An appeals court in Texas has revoked the license of a Houston attorney for failing to repay his student loans and other debts.
The state 3rd Court of Appeals decision issued on April 10 noted the "serious consequences likely to befall" attorney Frank P. Santulli III following the revocation, but it nevertheless affirmed a ruling by a trial court that followed a recommendation from the Texas Board of Law Examiners to pull his license.
The three-judge appeals panel in Austin found that, because Santulli, a Houston solo practitioner, did not adhere to a previous order requiring him to pay his debts, he lacked the trustworthiness necessary to represent clients.
Santulli, a 1998 graduate of Texas Southern University Thurgood Marshall School of Law, said in a telephone interview that the decision set a bad precedent for the board of law examiners' "unfettered power" over practicing attorneys. He said that he plans to file for a rehearing and, if necessary, appeal the decision. He said his loan debt was about $67,000.
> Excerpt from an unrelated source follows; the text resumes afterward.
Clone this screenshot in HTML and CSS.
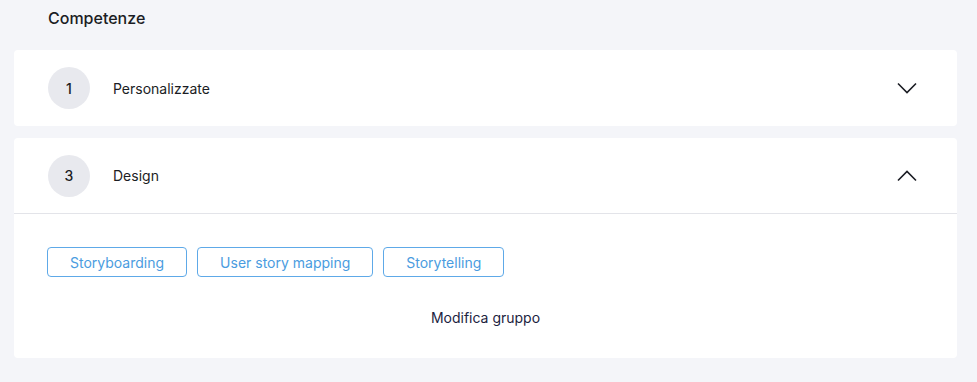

The Texas Board of Law Examiners declined to comment on the case.
The decision in Santulli v. Texas Board of Law Examiners, No. 03-06-00392-CV, stems from a probationary license the board granted Santulli in 2001, on the condition that he repay a "substantial amount of student loan and personal debt" under a plan with the Consumer Credit Counseling Service.
The board held another hearing in December 2002 and determined that Santulli had not complied with the previous order, according to the recent decision. The board expressed concern at the time that because of the debt he was carrying, Santulli would be tempted to "short-shrift" his clients or "convert money" from his clients to cover his debt.
However, it granted him a six-month extension on his probationary license with the understanding that he would either pay the debt or discharge some of it through bankruptcy.
A year later, the board found that he had not taken care of his debt and recommended the revocation of his license. A trial court later affirmed the decision.
In arguing against the revocation of his license in the appeals court, Santulli asserted that the initial court ordering requiring him to make "suitable arrangements" to repay his debt was arbitrary and capricious and that the revocation was not supported by substantial evidence. He further argued that the board erred in finding that he lacked good moral character. The appeals panel was not persuaded.
Santulli, who represented himself, said that he plans to hire a lawyer to appeal the decision.